**INFORMATION SHOWN**
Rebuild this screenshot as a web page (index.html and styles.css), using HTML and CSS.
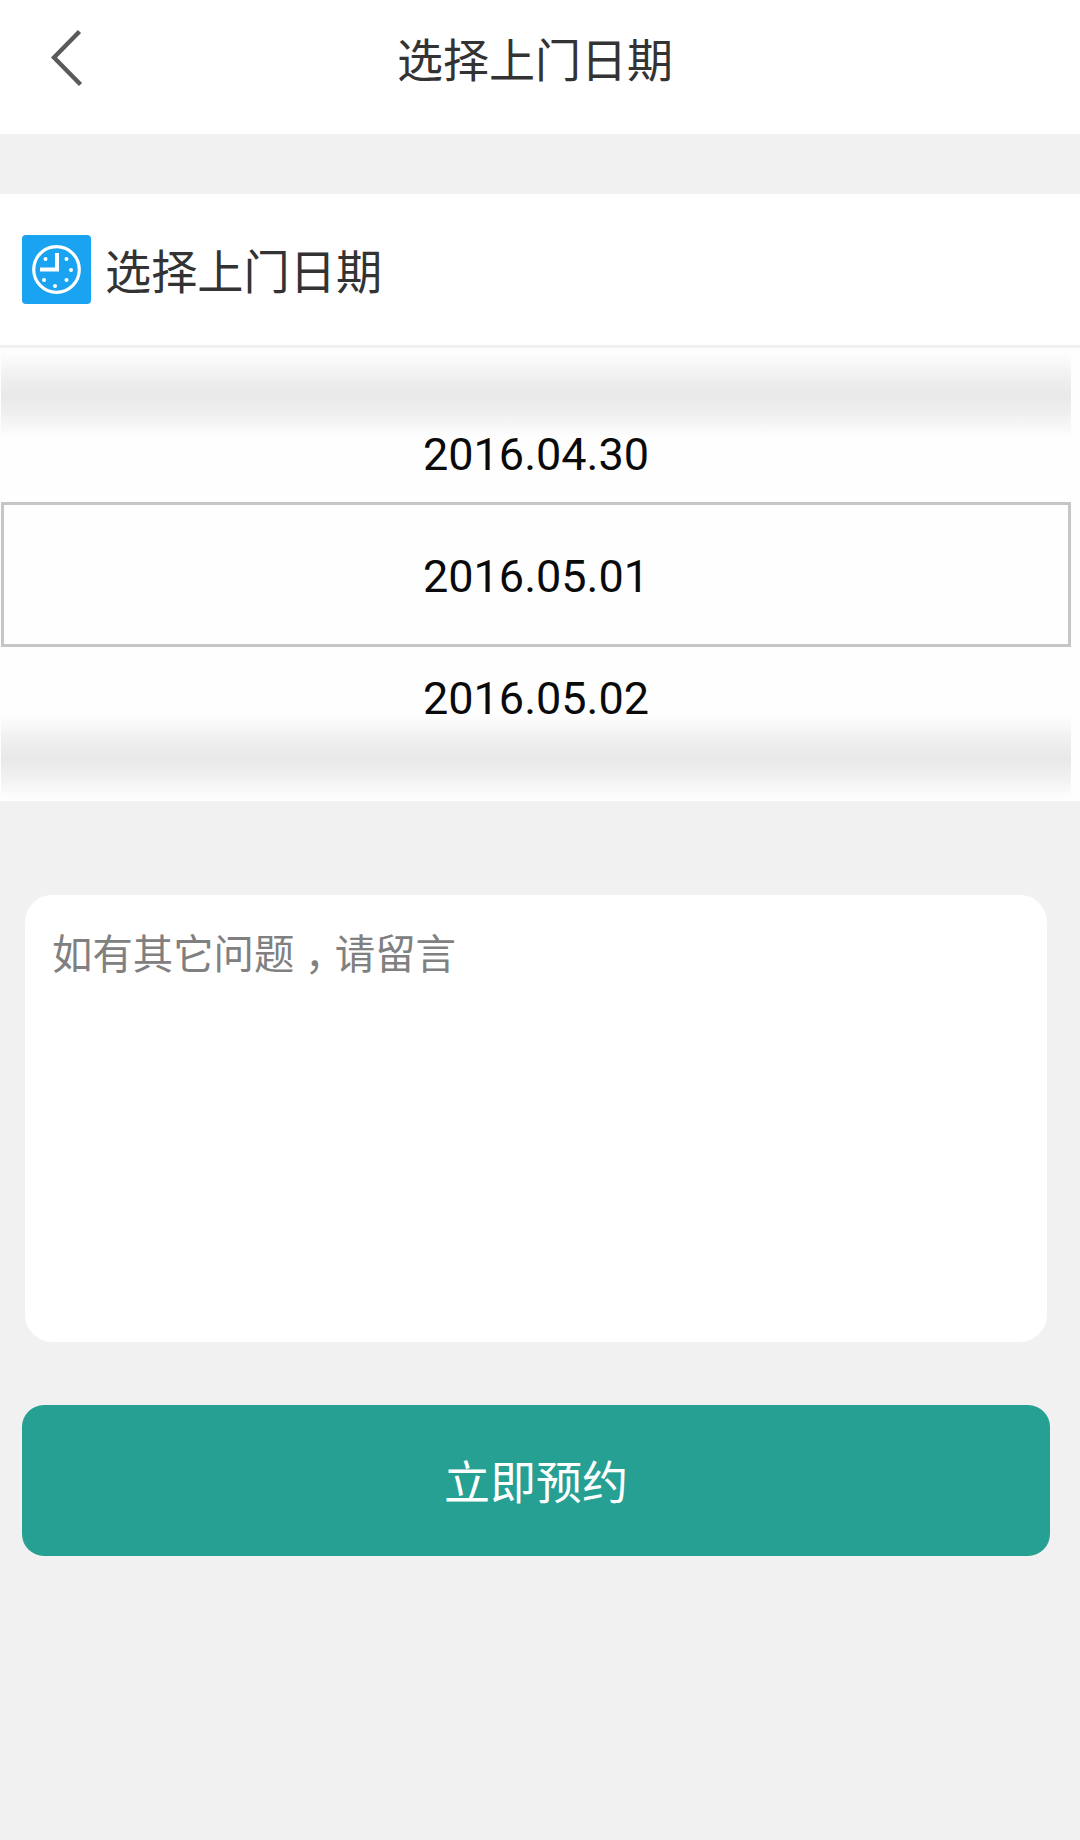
FILE: index.html
```html
<!DOCTYPE html>
<html lang="zh-CN">
  <head>
    <meta charset="UTF-8" />
    <meta name="viewport" content="width=device-width, initial-scale=1.0" />
    <title>选择上门日期</title>
    <link rel="stylesheet" href="styles.css">
  </head>
  <body>
    <div class="navbar">
      <a class="back" href="#">
        <svg width="34" height="60" viewBox="0 0 34 60">
          <path d="M29.5 3.5 L4 29.5 L30.5 56.5" fill="none" stroke="#5a5a5a" stroke-width="4.4" />
        </svg>
      </a>
      <h1>选择上门日期</h1>
    </div>

    <div class="section-title">
      <svg class="clock" width="69" height="69" viewBox="0 0 69 69">
        <rect width="69" height="69" rx="4" fill="#1aa3f0" />
        <circle cx="34.5" cy="34.5" r="22.8" fill="none" stroke="#fff" stroke-width="3.2" />
        <path d="M35 18 V34.5 H18" fill="none" stroke="#fff" stroke-width="4" />
        <g fill="#fff">
          <circle cx="23.5" cy="24" r="2" />
          <circle cx="44.5" cy="24" r="2" />
          <circle cx="49" cy="35" r="2" />
          <circle cx="44.5" cy="45" r="2" />
          <circle cx="33" cy="51" r="2" />
          <circle cx="22" cy="45" r="2" />
        </g>
      </svg>
      <h2>选择上门日期</h2>
    </div>

    <!-- date wheel -->
    <div class="wheel">
      <div class="shade"></div>
      <div class="date">2016.04.30</div>
      <div class="date selected">2016.05.01</div>
      <div class="date">2016.05.02</div>
      <div class="shade shade-bottom"></div>
    </div>

    <form class="booking">
      <div class="message" contenteditable="true">如有其它问题<span class="comma" lang="zh-TW">，</span>请留言</div>
      <button type="button">立即预约</button>
    </form>
  </body>
</html>
```
FILE: styles.css
```css
* {
  box-sizing: border-box;
}
body {
  font-family: Roboto, "Noto Sans CJK SC", sans-serif;
  margin: 0;
  background-color: #f1f1f1;
  color: #333;
}
h1,
h2 {
  margin: 0;
  font-size: 46px;
  font-weight: normal;
  line-height: 60px;
}
.navbar {
  display: grid;
  grid-template-columns: 100px 1fr 110px;
  height: 134px;
  padding-top: 28px;
  background-color: white;
}
.navbar h1 {
  padding-top: 3px;
  text-align: center;
}
.back {
  padding-left: 50px;
}
.back svg {
  display: block;
}
.section-title {
  display: flex;
  align-items: center;
  gap: 14px;
  height: 154px;
  margin-top: 60px;
  padding: 0 22px;
  background-color: white;
  border-bottom: 3px solid #f0f0f0;
}
.section-title h2 {
  padding-top: 6px;
  font-size: 46.2px;
}
.wheel {
  height: 453px;
  padding: 0 9px 0 1px;
  background-color: #fefefe;
  color: #0a0a0a;
}
.shade {
  height: 90px;
  background: linear-gradient(#fefefe 5%, #ededed 38%, #e9e9e9 54%, #eee 70%, #fefefe);
}
.shade-bottom {
  height: 88px;
  margin-top: -5px;
}
.date {
  height: 64px;
  font-size: 45px;
  line-height: 34px;
  text-align: center;
}
.selected {
  height: 145px;
  border: 3px solid #c6c6c6;
  line-height: 143px;
}
.selected + .date {
  height: 69px;
  line-height: 104px;
}
.booking {
  padding: 94px 30px 0 22px;
}
.message {
  height: 447px;
  margin: 0 3px;
  padding: 31px 27px;
  background-color: white;
  border-radius: 27px;
  color: #808080;
  font-size: 40.4px;
  line-height: 60px;
}
/* centred comma, lowered to the baseline */
.comma {
  font-family: "Noto Sans CJK TC", sans-serif;
  line-height: 0;
  vertical-align: -13px;
}
button {
  display: block;
  width: 100%;
  height: 151px;
  margin-top: 63px;
  padding: 0 0 3px;
  border: none;
  border-radius: 22px;
  background-color: #26a092;
  color: white;
  font-family: inherit;
  font-size: 46px;
}
```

**EXERCISE TASK**
Give back the whole listing as it stands, minus its pictures.

**COMPLETED TASK**
Rebuild this screenshot as a web page (index.html and styles.css), using HTML and CSS.
FILE: index.html
```html
<!DOCTYPE html>
<html lang="zh-CN">
  <head>
    <meta charset="UTF-8" />
    <meta name="viewport" content="width=device-width, initial-scale=1.0" />
    <title>选择上门日期</title>
    <link rel="stylesheet" href="styles.css">
  </head>
  <body>
    <div class="navbar">
      <a class="back" href="#">
        <svg width="34" height="60" viewBox="0 0 34 60">
          <path d="M29.5 3.5 L4 29.5 L30.5 56.5" fill="none" stroke="#5a5a5a" stroke-width="4.4" />
        </svg>
      </a>
      <h1>选择上门日期</h1>
    </div>

    <div class="section-title">
      <svg class="clock" width="69" height="69" viewBox="0 0 69 69">
        <rect width="69" height="69" rx="4" fill="#1aa3f0" />
        <circle cx="34.5" cy="34.5" r="22.8" fill="none" stroke="#fff" stroke-width="3.2" />
        <path d="M35 18 V34.5 H18" fill="none" stroke="#fff" stroke-width="4" />
        <g fill="#fff">
          <circle cx="23.5" cy="24" r="2" />
          <circle cx="44.5" cy="24" r="2" />
          <circle cx="49" cy="35" r="2" />
          <circle cx="44.5" cy="45" r="2" />
          <circle cx="33" cy="51" r="2" />
          <circle cx="22" cy="45" r="2" />
        </g>
      </svg>
      <h2>选择上门日期</h2>
    </div>

    <!-- date wheel -->
    <div class="wheel">
      <div class="shade"></div>
      <div class="date">2016.04.30</div>
      <div class="date selected">2016.05.01</div>
      <div class="date">2016.05.02</div>
      <div class="shade shade-bottom"></div>
    </div>

    <form class="booking">
      <div class="message" contenteditable="true">如有其它问题<span class="comma" lang="zh-TW">，</span>请留言</div>
      <button type="button">立即预约</button>
    </form>
  </body>
</html>
```
FILE: styles.css
```css
* {
  box-sizing: border-box;
}
body {
  font-family: Roboto, "Noto Sans CJK SC", sans-serif;
  margin: 0;
  background-color: #f1f1f1;
  color: #333;
}
h1,
h2 {
  margin: 0;
  font-size: 46px;
  font-weight: normal;
  line-height: 60px;
}
.navbar {
  display: grid;
  grid-template-columns: 100px 1fr 110px;
  height: 134px;
  padding-top: 28px;
  background-color: white;
}
.navbar h1 {
  padding-top: 3px;
  text-align: center;
}
.back {
  padding-left: 50px;
}
.back svg {
  display: block;
}
.section-title {
  display: flex;
  align-items: center;
  gap: 14px;
  height: 154px;
  margin-top: 60px;
  padding: 0 22px;
  background-color: white;
  border-bottom: 3px solid #f0f0f0;
}
.section-title h2 {
  padding-top: 6px;
  font-size: 46.2px;
}
.wheel {
  height: 453px;
  padding: 0 9px 0 1px;
  background-color: #fefefe;
  color: #0a0a0a;
}
.shade {
  height: 90px;
  background: linear-gradient(#fefefe 5%, #ededed 38%, #e9e9e9 54%, #eee 70%, #fefefe);
}
.shade-bottom {
  height: 88px;
  margin-top: -5px;
}
.date {
  height: 64px;
  font-size: 45px;
  line-height: 34px;
  text-align: center;
}
.selected {
  height: 145px;
  border: 3px solid #c6c6c6;
  line-height: 143px;
}
.selected + .date {
  height: 69px;
  line-height: 104px;
}
.booking {
  padding: 94px 30px 0 22px;
}
.message {
  height: 447px;
  margin: 0 3px;
  padding: 31px 27px;
  background-color: white;
  border-radius: 27px;
  color: #808080;
  font-size: 40.4px;
  line-height: 60px;
}
/* centred comma, lowered to the baseline */
.comma {
  font-family: "Noto Sans CJK TC", sans-serif;
  line-height: 0;
  vertical-align: -13px;
}
button {
  display: block;
  width: 100%;
  height: 151px;
  margin-top: 63px;
  padding: 0 0 3px;
  border: none;
  border-radius: 22px;
  background-color: #26a092;
  color: white;
  font-family: inherit;
  font-size: 46px;
}
```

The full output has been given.